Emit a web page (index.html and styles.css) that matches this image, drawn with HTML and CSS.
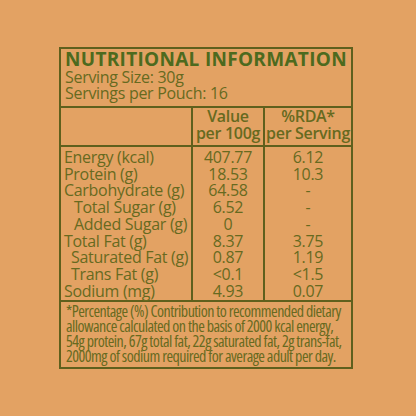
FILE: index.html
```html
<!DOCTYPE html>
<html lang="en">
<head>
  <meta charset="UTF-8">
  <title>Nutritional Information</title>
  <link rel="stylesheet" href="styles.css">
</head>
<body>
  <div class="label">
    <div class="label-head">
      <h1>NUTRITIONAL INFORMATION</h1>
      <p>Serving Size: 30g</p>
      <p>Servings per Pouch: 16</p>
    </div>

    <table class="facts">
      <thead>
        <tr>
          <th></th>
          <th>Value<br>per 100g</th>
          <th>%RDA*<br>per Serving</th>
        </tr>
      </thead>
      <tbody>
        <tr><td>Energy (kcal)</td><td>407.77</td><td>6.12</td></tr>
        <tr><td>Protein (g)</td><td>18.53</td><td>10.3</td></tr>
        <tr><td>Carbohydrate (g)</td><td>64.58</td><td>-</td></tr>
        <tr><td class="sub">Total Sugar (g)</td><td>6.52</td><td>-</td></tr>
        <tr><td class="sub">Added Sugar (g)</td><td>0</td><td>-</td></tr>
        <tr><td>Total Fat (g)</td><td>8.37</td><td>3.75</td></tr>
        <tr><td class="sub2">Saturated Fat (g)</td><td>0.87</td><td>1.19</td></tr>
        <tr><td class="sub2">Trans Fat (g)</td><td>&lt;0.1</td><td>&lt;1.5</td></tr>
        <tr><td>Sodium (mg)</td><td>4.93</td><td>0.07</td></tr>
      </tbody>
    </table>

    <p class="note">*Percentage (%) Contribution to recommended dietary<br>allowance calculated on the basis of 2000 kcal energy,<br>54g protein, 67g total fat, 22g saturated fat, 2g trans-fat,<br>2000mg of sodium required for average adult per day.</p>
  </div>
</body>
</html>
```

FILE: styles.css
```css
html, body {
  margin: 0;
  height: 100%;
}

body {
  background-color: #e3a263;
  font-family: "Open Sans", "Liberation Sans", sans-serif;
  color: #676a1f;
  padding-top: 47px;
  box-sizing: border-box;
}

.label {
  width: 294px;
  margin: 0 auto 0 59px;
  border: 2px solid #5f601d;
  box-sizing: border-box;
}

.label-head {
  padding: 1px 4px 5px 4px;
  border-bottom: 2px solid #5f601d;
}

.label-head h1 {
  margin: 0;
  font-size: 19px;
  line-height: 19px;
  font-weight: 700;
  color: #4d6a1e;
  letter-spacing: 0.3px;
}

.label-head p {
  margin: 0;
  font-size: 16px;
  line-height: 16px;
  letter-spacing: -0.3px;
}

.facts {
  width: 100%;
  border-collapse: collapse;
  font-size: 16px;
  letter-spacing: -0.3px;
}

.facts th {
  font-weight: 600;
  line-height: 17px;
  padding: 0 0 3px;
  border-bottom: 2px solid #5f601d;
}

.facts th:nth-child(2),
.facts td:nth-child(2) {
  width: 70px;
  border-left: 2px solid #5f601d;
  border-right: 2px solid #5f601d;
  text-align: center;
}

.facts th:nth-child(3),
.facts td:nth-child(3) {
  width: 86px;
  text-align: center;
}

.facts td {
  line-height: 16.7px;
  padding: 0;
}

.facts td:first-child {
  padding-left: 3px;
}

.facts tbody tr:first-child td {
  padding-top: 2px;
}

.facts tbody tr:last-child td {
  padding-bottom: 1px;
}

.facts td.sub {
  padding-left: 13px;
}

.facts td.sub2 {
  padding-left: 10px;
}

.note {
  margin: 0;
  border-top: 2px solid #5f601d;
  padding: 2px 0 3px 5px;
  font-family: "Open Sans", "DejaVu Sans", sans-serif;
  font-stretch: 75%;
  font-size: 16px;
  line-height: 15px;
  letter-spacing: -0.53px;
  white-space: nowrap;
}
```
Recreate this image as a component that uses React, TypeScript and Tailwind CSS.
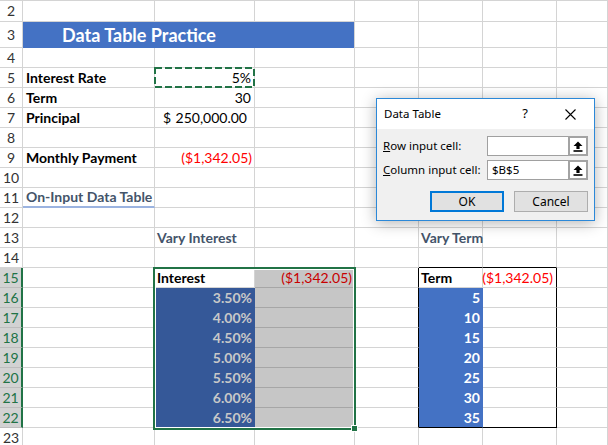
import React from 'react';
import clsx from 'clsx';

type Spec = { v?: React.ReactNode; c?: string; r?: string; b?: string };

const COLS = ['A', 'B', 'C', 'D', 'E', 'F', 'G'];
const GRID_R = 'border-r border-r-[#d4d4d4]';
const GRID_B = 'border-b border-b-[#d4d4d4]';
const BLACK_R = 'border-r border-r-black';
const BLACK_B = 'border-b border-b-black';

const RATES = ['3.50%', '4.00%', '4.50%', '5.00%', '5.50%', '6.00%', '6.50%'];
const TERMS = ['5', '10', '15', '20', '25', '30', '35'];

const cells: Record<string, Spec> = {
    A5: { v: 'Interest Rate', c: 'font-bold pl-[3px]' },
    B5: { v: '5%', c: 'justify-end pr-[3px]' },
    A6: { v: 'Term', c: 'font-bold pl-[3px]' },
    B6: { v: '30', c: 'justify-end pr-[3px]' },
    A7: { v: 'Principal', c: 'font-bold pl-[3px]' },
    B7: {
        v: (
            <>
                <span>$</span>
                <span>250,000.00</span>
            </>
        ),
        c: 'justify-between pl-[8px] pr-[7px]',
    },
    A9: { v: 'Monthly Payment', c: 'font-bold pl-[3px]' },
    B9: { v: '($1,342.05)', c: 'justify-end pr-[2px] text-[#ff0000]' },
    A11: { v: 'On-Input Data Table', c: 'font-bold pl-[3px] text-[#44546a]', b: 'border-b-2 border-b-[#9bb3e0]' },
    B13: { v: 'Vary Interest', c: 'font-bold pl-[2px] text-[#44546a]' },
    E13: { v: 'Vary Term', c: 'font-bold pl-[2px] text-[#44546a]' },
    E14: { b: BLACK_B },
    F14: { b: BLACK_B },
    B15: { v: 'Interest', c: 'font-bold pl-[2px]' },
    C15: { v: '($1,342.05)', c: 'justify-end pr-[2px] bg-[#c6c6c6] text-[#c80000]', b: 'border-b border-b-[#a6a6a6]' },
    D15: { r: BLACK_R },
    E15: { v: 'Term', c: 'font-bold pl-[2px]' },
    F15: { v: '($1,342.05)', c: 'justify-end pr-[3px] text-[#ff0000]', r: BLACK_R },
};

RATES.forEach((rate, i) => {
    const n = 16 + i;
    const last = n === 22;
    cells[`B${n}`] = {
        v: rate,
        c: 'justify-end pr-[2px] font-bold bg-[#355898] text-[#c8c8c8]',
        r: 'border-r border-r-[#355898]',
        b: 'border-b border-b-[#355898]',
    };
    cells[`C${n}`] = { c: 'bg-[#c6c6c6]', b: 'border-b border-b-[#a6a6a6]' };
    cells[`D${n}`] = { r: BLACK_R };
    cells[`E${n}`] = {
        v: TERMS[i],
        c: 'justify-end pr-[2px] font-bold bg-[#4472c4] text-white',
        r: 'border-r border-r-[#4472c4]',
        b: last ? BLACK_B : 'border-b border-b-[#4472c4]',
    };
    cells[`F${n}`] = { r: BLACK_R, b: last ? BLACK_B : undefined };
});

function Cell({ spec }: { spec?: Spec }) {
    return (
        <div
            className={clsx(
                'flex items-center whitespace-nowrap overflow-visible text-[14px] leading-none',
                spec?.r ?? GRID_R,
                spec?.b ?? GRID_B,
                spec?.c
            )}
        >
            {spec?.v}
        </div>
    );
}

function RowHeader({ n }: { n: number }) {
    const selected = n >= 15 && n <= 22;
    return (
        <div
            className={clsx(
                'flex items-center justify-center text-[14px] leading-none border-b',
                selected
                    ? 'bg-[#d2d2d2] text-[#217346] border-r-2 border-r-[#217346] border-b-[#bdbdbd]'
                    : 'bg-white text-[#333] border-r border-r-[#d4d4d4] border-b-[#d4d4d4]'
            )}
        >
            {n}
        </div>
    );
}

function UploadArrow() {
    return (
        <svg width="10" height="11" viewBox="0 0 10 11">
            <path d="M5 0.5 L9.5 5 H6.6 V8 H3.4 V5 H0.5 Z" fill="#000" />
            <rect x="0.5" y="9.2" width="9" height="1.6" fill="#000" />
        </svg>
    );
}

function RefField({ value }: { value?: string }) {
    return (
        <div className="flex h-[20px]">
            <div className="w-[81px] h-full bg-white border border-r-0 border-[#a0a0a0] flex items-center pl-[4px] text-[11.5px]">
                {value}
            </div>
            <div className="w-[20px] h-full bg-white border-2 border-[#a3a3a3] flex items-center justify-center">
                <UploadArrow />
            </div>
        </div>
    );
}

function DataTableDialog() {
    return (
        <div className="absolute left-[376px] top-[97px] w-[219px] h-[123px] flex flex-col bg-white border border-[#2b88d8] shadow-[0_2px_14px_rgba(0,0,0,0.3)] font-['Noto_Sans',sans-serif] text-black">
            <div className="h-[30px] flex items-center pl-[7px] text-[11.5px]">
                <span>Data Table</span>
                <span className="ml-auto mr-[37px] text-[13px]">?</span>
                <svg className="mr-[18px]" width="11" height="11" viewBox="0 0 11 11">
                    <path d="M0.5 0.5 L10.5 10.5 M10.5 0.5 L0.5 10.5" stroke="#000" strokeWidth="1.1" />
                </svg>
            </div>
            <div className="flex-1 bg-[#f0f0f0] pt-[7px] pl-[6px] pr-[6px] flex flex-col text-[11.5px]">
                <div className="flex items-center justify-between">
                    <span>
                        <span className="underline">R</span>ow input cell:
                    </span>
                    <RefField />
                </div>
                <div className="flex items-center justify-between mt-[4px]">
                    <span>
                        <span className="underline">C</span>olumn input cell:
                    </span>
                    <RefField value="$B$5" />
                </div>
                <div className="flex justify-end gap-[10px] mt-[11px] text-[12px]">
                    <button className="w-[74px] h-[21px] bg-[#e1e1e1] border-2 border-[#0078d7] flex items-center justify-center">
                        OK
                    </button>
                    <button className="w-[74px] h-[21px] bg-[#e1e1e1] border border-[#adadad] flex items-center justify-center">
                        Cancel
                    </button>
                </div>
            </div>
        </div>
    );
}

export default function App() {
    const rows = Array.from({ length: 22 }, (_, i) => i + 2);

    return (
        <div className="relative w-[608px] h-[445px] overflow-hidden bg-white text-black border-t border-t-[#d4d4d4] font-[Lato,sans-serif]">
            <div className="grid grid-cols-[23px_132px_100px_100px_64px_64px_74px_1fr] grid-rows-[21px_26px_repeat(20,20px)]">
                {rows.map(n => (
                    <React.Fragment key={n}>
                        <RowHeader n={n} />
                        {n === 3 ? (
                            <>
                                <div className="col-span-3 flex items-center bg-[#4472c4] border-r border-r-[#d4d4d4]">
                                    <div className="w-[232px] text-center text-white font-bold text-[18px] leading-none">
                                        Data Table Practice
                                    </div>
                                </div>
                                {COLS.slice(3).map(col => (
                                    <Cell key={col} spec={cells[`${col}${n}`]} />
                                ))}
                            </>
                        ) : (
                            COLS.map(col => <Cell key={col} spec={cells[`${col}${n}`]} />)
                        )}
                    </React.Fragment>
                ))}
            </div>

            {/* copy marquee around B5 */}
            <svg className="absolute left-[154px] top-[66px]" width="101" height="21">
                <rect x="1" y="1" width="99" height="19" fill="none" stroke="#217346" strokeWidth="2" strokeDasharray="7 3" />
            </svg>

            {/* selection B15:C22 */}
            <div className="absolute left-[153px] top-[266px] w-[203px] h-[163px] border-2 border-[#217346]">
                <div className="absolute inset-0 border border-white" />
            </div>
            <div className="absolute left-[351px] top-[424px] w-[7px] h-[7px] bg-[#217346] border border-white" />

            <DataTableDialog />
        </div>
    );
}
==========
Only the lines from the one holding "Recreate this image" to the one holding "React.ReactNode; c?: string;" should be returned, both included and exactly as written, with no pictures.

Recreate this image as a component that uses React, TypeScript and Tailwind CSS.
import React from 'react';
import clsx from 'clsx';

type Spec = { v?: React.ReactNode; c?: string; r?: string; b?: string };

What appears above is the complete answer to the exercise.